Man, I never thought I’d be spending a whole week obsessing over which Tarot card perfectly nails the Libra personality. I always just figured it was the Justice card, right? Everyone says that. Scales, balance, fairness—it’s obvious. But when you actually dig into the details, it’s a straight-up lie, or at least, a major oversimplification.
I started this rabbit hole because my buddy, who is a textbook Libra, kept sending me these horoscope memes saying he was Justice personified. He’s a lawyer, so he loves the sound of that. But I’ve known him for twenty years. “Justice” implies decisive, balanced action. My friend can’t decide what flavor of ice cream to buy without polling three different groups of people. That’s not Justice; that’s procrastination wrapped up in a pretty bow. So I decided I needed to investigate this standard claim and find out what the real story was.

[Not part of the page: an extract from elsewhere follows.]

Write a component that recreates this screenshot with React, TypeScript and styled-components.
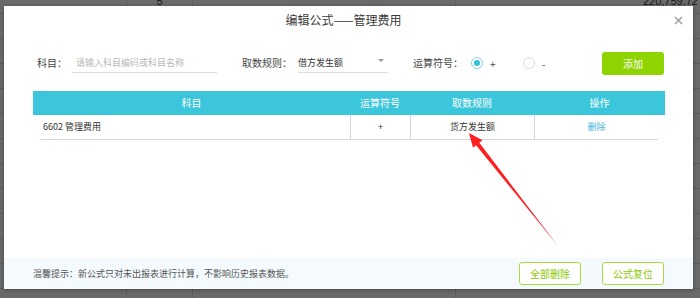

The Standard Answer and Why It Fails
I started where anyone starts: Googling. Every site, every basic deck guide, throws Justice right at you. It’s position 11 or 8, depending on the deck tradition, and it features the scales and the sword. It’s all about karmic balance, legal structures, and absolute truth. I cross-referenced the dates. September 23rd to October 22nd. Checks out.

But then I compared the ideal of the card to the reality of the sign. Justice is cool, intellectual, and unbiased. Libra is ruled by Venus. Venus is about beauty, connection, partnership, and sometimes, shallow vanity. Justice doesn’t care if you look good. Libra definitely does. Justice swings the sword of truth. Libra avoids conflict like it’s the plague just to keep the peace, even if the peace is a messy compromise.
I compiled a list of key Libra traits and matched them against the Justice card’s meanings:
- Libra Trait: Indecisiveness. The need to weigh everything constantly. Justice is the decision maker. Mismatch.
- Libra Trait: Partnership/Relationship Focus. Need for a mirror, a partner. Justice sits alone on a throne. Mismatch.
- Libra Trait: Charm/Diplomacy (sometimes manipulation). Uses charm to achieve balance. Justice uses facts and logic. Mismatch.
I realized the standard answer only grabs the superficial symbol—the scales. It ignores the core Venusian energy that drives the sign. I needed to expand my search beyond the Major Arcana cards traditionally linked to the Zodiac signs.
Finding the Real Representative
My search then shifted gears. If it’s not Justice, what captures that deep desire for connection and beauty, coupled with the struggle for internal peace? I started looking at the other cards ruled by Venus.
I immediately zeroed in on two possibilities:
Option 1: The Empress (III). This card is pure Venusian energy. Beauty, abundance, fertility, comfort. Libras love comfort and surrounding themselves with beautiful things. They are artists and aesthetes. This felt much closer, capturing the desire aspect of Libra.
Option 2: The Lovers (VI). This is where things got really interesting. The Lovers is fundamentally about duality, choice, and relationship. It’s about being faced with two options—often moral or romantic—and having to decide. That struggle for the perfect decision, that need for the other person, that’s Libra to a T. The Lovers isn’t just romance; it’s the constant internal dialogue about choice and alignment.
I ended up concluding that Justice is the goal of Libra—what they strive for. But The Lovers is the experience of being a Libra. It’s the constant weighing, the diplomacy, the focus on relationship, and the internal struggle that defines their personality day-to-day.
The Personal Anecdote That Confirmed It
I know this isn’t just some academic parlor game because this whole pursuit reminded me of why I initially became obsessed with human behavior patterns a few years back.
Right after I launched my small consulting firm, I landed a huge client. Everything was great until the client decided they needed to bring in a partner to co-manage the project. This new partner was a textbook Libra. My initial project plan was solid, straightforward, and clearly defined deliverables. But the minute the Libra partner stepped in, everything ground to a halt.
He wasn’t malicious. He just couldn’t commit to a direction. He would spend hours trying to find the “fairest” meeting time for seven different people across three time zones. He’d constantly rework my contracts, not because they were unfair, but because he thought the font choice wasn’t “balanced” enough for the legal jargon.
We spent three months spinning our wheels on optimization and partnership discussions, trying to make the process perfectly balanced and aesthetically pleasing, and absolutely zero time actually doing the work. My business plan—the structured Justice I needed—got completely derailed by his need for constant diplomatic alignment (The Lovers). He cared more about how the decision was made and who felt included than the actual decision itself.
Eventually, the whole deal fell apart spectacularly because everyone was exhausted from the diplomacy. I ended up losing thousands, not because of malfeasance, but because one person couldn’t tolerate imbalance in the relationship structure. It was brutal, but it taught me a huge lesson: Justice is a cold, quick concept. Libra is a warm, agonizing struggle for peace. They aren’t the same thing.